To see the 20,000 rupiah Sacred Monkey Forest Sanctuary for free, there are two entrances in the front and one in the back, but from the front, if you follow the motorbike path on the left, where it makes a sharp right turn you’ll see a sidewalk that leads back into the forest.
To check out the rice terraces 10km north in Tegallalang you can do two things: take a cheap bemo from the market to Gentong and then hitch or walk the few kilometers from there or, walk from the market on the main road heading east to where it comes to a “T” at the stoplight, go left, walk just past the big supermarket and police station, and hitchhike from there. There’s only one road north, but it’s nonstop shops and not the easiest route to hitch. Hitching back is much easier.

Love the monkeys, fear getting bit by them.
Is your total looking like you are going to spend more than $10 a day? Make some money to compensate: stay in a place with free wifi and charge people to use your laptop —yet another free business idea from The Dromomaniac! Just kidding, I would never do that, not matter how much they hate tempeh.
Last tip: don’t mail anything from Indonesia if you are going on to Malaysia.
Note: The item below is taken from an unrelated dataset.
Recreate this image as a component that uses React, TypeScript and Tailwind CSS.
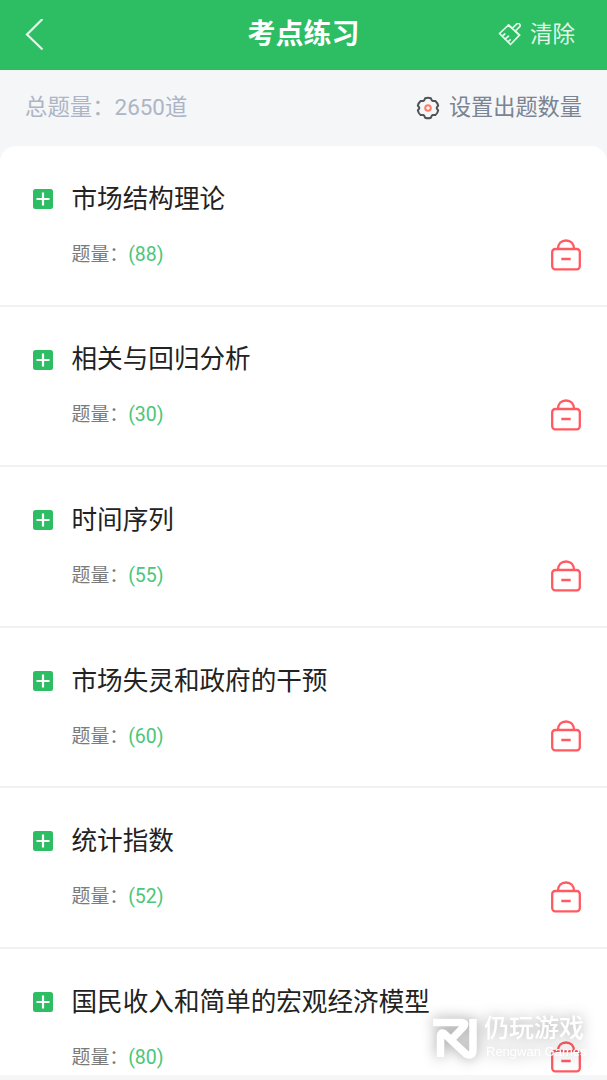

Postcards now cost 10,000 rupiah to send to USA and Europe, about four times the cost from Malaysia, and parcels are similarly much cheaper in Malaysia. Send them sea mail as sometimes they go as air mail anyway. I sent packages to USA and Denmark by sea mail and they arrived within 10 days.

Tegallalang rice terraces with a swastika table, a Hindu symbol the Nazis reversed and took for themselves.